La exposición se las arregla para incitar al espectador a releer a Hemingway (yo acabo de leer de nuevo con inmenso placer esa pequeña joya que es The End of Something [El fin de algo]) y también a rectificar el mito que hacía de él poco menos que la encarnación del aventurero feliz, probándose a sí mismo, mientras se lanzaba en paracaídas, cambiaba golpes en un ring con un peso pesado profesional, cazaba leones o toreaba novillos, se casaba y descasaba (“Yo no enamoro, yo me caso”, explicó en una entrevista), y, en los ratos libres que le dejaba esa vida agitada, transpiraba cuentos y novelas.
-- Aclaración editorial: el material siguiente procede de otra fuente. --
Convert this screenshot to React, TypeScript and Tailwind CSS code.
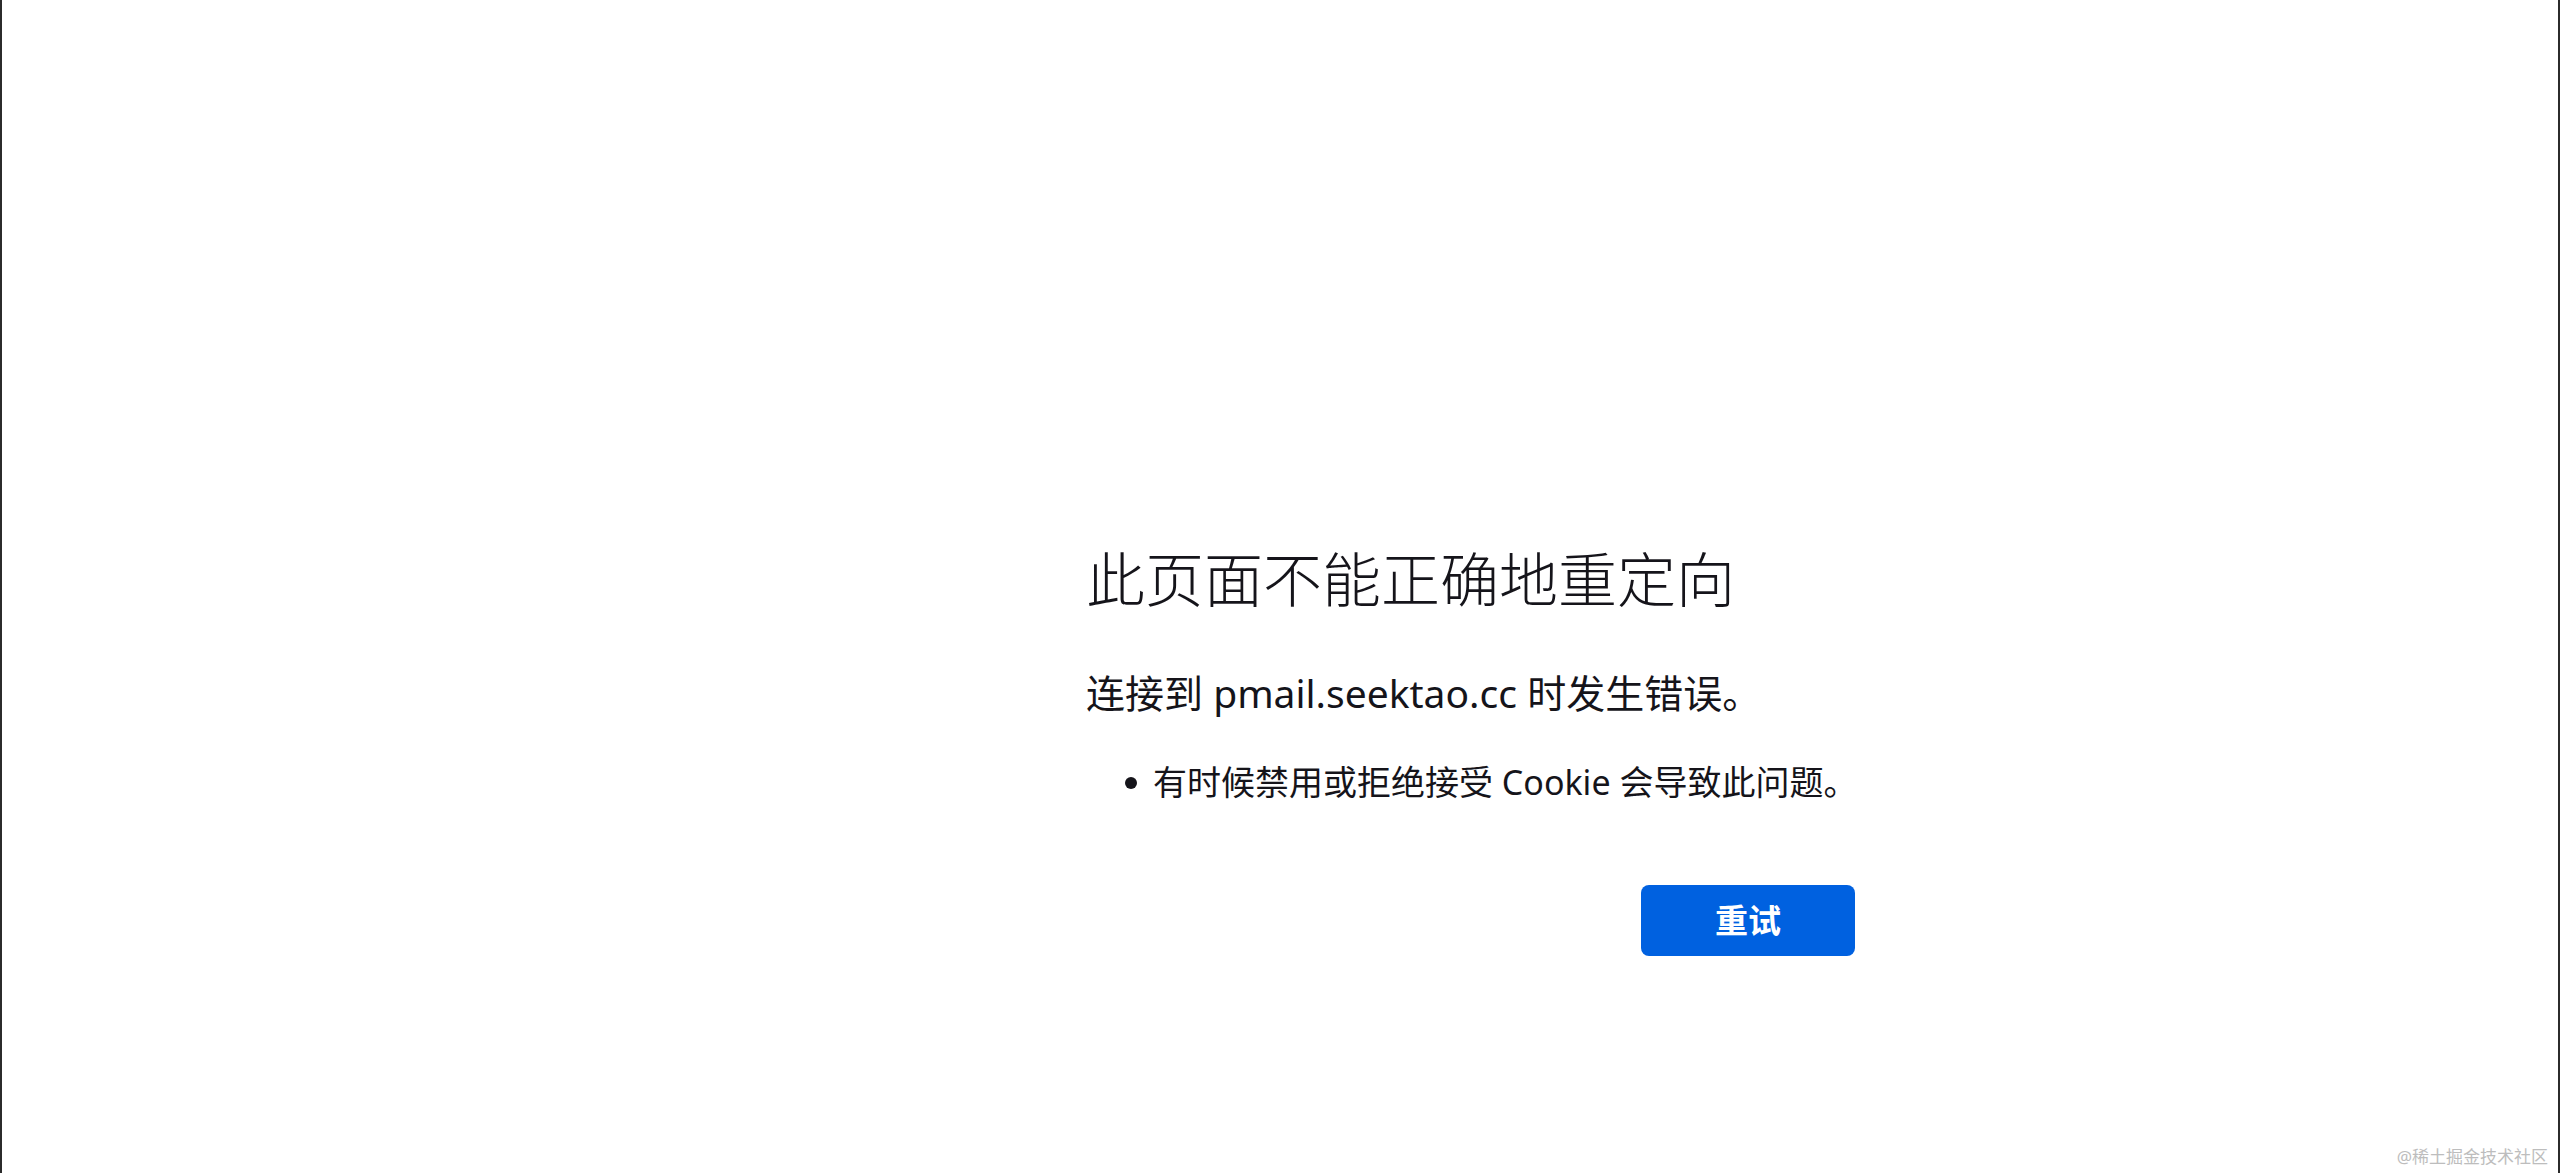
const fontStack = '"Noto Sans", "Noto Sans CJK SC", sans-serif';

const App = () => {
  return (
    <div
      className="relative h-[1173px] overflow-hidden bg-white border-l-2 border-r-2 border-[#2b2b2b] text-[#15141a]"
      style={{ fontFamily: fontStack }}
    >
      <div className="flex justify-center pt-[550px]">
        <div className="w-[1150px] pl-[381px]">
          <h1 className="text-[59px] leading-[59px] font-light whitespace-nowrap">此页面不能正确地重定向</h1>
          <p className="mt-[64px] text-[39px] leading-[39px] whitespace-nowrap">
            连接到 pmail.seektao.cc 时发生错误。
          </p>
          <div className="mt-[53px] flex items-center">
            <span className="ml-[39px] w-[12px] h-[12px] shrink-0 rounded-full bg-[#15141a]"></span>
            <span className="ml-[16px] text-[34px] leading-[35px] whitespace-nowrap">
              有时候禁用或拒绝接受 Cookie 会导致此问题。
            </span>
          </div>
          <div className="mt-[85px] flex justify-end">
            <button className="w-[214px] h-[71px] rounded-lg bg-[#0061e0] text-white text-[33px] font-bold">
              重试
            </button>
          </div>
        </div>
      </div>
      <span className="absolute right-[10px] bottom-[4px] text-[17px] text-[#bdbdbd]">
        @稀土掘金技术社区
      </span>
    </div>
  );
};

export default App;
En verdad, fue siempre un hombre torturado, con manías curiosas, como guardar todas las entradas de las corridas a las que asistió y todos los pasajes —de avión, tren y autobús— de los viajes que hizo por el ancho mundo, con períodos de paralizante depresión a los que trataba de conjurar con borracheras. Éstas sólo servían para hundirlo más en esa melancolía en la que lo rondaba el estigma ancestral del suicidio. Fue uno de los grandes escritores de su tiempo, sin duda, pero también uno de los más desiguales, pues junto a magníficas novelas como Adiós a las armas y Fiesta o muchos de sus cuentos, escribió también inexplicables adefesios como Al otro lado del río y entre los árboles o una obra de teatro semiestalinista situada en España: La quinta columna.
Uno sale de la Morgan Library algo apenado: hubiera preferido que el Hemingway de la mitología, el aventurero paradigmático que contaba las cosas que vivía, fuera el real, y no este contradictorio personaje, que, luego de un esplendor brillante y pasajero, se convirtió en una caricatura de sí mismo y se mató porque ya no tenía fuerzas para seguirse inventando ni inventar historias.